From the tropical north, through our arid centre, and to the temperate south, Australia is a continent of hugely varying climates, conditions, and seasons. Throw in rapid population growth and the complex number of stakeholders required for planning, urban development, and service delivery, and it’s clear our major capitals face unique challenges when it comes to managing water.
In 2013, in an effort to meet these challenges, the CRC for Water Sensitive Cities (CRCWSC) introduced its first Regional Advisory Panel (RAP) in Perth. Comprising a mix of CRCWSC participant organisations and other water industry professionals – handpicked by the RAP Chair to play a critical role in implementing water-sensitivity outcomes – the idea was to get key industry figures talking and collaborating.
RAPs now also operate in Adelaide, Brisbane, Melbourne, and Sydney, providing an important forum for the CRCWSC to engage local participants and stakeholders: not only to find out if our activities have been meeting their needs but to help translate CRCWSC research outputs into useful, meaningful, and relevant tools and products that are easy to access and apply in the field. Perhaps even more importantly, they collectively influence high level decision-making and guide how the region can transition to be more water sensitive.

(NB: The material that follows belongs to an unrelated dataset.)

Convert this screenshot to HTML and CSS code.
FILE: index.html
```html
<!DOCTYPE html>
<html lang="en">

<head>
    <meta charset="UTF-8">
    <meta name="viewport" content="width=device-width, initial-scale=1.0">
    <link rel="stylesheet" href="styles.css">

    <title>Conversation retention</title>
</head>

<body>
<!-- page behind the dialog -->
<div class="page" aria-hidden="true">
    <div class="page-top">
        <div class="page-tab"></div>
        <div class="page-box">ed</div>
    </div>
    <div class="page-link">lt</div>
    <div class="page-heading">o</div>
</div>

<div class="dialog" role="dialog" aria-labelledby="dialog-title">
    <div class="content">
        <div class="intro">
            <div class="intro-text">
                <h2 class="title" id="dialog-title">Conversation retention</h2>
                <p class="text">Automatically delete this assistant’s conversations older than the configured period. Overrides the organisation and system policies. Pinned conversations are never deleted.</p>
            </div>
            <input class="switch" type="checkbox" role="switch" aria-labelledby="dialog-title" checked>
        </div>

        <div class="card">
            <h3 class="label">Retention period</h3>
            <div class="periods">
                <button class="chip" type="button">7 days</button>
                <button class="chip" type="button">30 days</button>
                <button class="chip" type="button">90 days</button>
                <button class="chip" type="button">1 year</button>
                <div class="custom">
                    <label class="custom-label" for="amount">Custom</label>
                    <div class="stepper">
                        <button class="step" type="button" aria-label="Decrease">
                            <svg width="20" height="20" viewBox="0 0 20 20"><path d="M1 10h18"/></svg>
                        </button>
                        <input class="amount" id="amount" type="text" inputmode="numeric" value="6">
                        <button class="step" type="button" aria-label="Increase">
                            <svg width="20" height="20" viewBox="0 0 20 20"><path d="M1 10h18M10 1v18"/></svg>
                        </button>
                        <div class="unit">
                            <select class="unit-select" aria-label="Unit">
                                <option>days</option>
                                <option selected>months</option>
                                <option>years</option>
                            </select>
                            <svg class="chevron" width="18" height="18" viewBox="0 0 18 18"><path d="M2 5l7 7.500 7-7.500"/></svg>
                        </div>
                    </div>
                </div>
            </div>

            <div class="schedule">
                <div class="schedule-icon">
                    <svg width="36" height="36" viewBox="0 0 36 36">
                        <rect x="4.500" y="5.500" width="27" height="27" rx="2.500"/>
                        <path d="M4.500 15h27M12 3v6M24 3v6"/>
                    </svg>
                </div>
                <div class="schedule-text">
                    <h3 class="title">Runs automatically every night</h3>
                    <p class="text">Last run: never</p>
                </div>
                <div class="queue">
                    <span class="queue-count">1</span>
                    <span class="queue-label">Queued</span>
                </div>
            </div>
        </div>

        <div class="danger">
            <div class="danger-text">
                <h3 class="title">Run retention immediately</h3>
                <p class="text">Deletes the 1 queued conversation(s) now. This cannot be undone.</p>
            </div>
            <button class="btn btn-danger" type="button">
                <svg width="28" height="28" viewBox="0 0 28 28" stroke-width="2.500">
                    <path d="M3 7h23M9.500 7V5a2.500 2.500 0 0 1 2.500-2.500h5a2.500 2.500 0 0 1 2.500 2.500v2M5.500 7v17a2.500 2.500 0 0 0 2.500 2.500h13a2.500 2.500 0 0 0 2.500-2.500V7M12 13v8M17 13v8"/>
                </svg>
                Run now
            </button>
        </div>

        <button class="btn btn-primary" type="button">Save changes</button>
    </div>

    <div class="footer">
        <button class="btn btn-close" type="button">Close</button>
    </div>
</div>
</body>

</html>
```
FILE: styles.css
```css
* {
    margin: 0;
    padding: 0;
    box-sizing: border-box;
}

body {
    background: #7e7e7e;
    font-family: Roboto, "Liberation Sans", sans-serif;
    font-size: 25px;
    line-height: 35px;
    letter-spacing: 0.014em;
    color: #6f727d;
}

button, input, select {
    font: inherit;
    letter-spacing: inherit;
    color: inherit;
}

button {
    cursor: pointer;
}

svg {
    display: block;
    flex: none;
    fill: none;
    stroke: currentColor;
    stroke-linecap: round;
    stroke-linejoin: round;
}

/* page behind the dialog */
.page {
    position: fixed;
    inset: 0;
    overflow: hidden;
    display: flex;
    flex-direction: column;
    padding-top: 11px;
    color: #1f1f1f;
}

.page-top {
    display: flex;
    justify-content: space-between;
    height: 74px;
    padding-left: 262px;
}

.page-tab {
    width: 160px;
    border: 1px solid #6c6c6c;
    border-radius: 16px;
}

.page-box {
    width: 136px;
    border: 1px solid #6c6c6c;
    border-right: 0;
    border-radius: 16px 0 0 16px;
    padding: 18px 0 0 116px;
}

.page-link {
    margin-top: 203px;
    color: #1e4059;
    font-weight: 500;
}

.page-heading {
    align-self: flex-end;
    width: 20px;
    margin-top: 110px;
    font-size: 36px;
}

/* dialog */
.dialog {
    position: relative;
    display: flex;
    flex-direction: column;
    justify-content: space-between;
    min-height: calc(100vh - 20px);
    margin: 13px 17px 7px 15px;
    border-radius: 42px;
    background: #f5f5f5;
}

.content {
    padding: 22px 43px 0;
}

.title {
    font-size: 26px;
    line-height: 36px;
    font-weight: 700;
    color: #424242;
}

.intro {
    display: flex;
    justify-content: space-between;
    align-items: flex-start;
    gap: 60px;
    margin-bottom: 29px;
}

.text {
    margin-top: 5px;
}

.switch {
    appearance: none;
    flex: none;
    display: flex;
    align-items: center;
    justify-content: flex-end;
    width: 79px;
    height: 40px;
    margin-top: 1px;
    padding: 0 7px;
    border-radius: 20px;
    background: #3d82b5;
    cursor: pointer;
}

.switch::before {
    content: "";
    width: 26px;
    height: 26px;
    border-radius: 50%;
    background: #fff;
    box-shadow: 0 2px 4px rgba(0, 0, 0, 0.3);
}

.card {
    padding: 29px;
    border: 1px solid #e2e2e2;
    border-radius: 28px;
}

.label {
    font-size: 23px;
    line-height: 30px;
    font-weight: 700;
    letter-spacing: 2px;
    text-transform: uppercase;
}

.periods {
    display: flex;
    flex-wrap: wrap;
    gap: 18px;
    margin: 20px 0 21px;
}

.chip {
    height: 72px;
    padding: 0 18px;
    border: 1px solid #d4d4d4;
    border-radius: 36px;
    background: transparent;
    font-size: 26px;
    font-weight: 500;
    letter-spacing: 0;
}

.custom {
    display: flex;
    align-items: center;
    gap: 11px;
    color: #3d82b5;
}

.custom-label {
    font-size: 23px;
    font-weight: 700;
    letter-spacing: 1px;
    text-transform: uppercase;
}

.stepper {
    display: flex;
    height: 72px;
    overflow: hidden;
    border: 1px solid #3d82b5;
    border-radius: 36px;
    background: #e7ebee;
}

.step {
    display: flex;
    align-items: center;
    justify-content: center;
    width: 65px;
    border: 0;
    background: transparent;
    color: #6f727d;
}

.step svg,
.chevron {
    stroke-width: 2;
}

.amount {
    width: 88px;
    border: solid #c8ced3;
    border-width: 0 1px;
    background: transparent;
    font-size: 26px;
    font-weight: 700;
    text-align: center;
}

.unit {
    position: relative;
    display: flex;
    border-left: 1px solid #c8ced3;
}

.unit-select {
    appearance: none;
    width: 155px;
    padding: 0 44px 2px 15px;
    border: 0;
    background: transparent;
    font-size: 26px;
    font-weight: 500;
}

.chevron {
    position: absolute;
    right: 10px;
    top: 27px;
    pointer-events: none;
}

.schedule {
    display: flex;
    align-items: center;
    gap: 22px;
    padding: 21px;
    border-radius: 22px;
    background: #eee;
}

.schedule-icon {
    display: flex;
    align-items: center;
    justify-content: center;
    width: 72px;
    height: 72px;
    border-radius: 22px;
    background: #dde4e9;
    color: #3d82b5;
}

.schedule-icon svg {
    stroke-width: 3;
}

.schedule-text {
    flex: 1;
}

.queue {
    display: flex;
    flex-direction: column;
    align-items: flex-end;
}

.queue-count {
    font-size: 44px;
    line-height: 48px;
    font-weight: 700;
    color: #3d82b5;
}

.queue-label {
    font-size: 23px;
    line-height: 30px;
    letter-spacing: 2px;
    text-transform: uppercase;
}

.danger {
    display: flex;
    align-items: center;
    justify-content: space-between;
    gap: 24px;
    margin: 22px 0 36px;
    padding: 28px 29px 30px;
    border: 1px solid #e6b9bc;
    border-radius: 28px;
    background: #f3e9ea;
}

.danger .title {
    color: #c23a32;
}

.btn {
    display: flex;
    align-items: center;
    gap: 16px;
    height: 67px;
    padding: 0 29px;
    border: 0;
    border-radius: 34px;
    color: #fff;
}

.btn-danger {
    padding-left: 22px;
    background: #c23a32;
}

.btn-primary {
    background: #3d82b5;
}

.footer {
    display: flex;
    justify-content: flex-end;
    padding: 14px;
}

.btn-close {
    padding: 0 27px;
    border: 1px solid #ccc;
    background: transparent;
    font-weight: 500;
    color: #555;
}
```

Case study: an update from the Perth RAP
Like many Australian cities, Perth is a city in transition. With its naturally hot and dry summers, decreasing winter rainfall, sandy soils, and a population projected to grow from 2 million to 3.5 million by 2040, urban developments are beginning to push into areas with high groundwater-table levels. In other areas groundwater is not available for servicing new public parks and recreation spaces.
CRCWSC Board Director Greg Claydon, who chairs the Perth RAP, says he is pleased with its progress so far. “I think people who have been involved over here would say there’s been substantial momentum built up by the players, by the RAP organisations, and those associated with the RAP, to further advance water sensitive cities,” he says. “The networks have grown, and more organisations and individuals are looking at how they can achieve better results.”
Greg cites increased collaboration between local governments, state government agencies, industry bodies, and water service providers, as further proof things are on the right track in areas such as efficient water use and improved water quality. “As a result of the work of the CRCWSC, the partnership arrangements, and the enthusiasm of the RAP organisations ... some of the local governments are doing good things with the design of water sensitive public open space [and] water sensitive biofiltration systems – the things that remove pollutants from stormwater.”
A new role emerges
But as the CRCWSC moves into Tranche 2 from mid-2016, the role of RAPs is starting to change. Following a series of workshops in late 2015 and early 2016, the CRCWSC now clearly understands the key priority areas in each capital city. In Perth, for example, the RAP has developed a research and adoption plan for the CRCWSC to help address some of the implementation barriers that might exist, such as cost, technology, understanding, and organisational behaviour change.
Barry Ball, a foundation Director of the CRCWSC Board and now part of the CRCWSC leadership team, explains the next phase: “What we are evolving the Regional Advisory Panels into is really much more about the implementation and adoption of water sensitive city-type solutions, going forward. So, they’re taking a much more proactive role in adopting the research in their regions.”
Seeking Regional Managers
To help facilitate this, the CRCWSC is creating a new leadership and program management role, to be funded in partnership with industry. Known as Regional Managers, the job will involve working with the RAPs and helping translate CRCWSC research into practice within industry groups in each of the regions. Barry says ideal candidates are those from industry sectors, such as local authorities, government agencies, or consulting groups, who have already proven to be strong advocates for water sensitive city solutions. “[And] someone who has credibility within the local industry sector but also has an understanding of the research outputs we’ve produced, and the products and tools we’ve been developing.”
While the position could be part-time to begin with, Barry says the role would eventually become full-time in order to better progress the regional transition. It’s early days yet and the CRCWSC will be posting details of the positions as they become available in good time, but it’s hoped they will be rolled out progressively over the next 12–18 months.
RAP to the future
Back in Perth, Greg is upbeat about the future of his RAP. “One of the projects that all of the Regional Advisory Panel’s members got involved in was developing a vision for the Perth metro area as a water sensitive city into the long-term future – a 50-year vision. As a result of that we’re now in the process of developing a transition strategy: a whole heap of actions and processes to make Perth more water sensitive as time goes by.” Some of those actions, he says, will be picked up as CRCWSC projects, which will be overseen or advised by the RAP. “Others will be projects done by other players in Western Australia, who aren’t members of the CRCWSC but who, as a result of the work of the RAP, have committed themselves to doing good things.”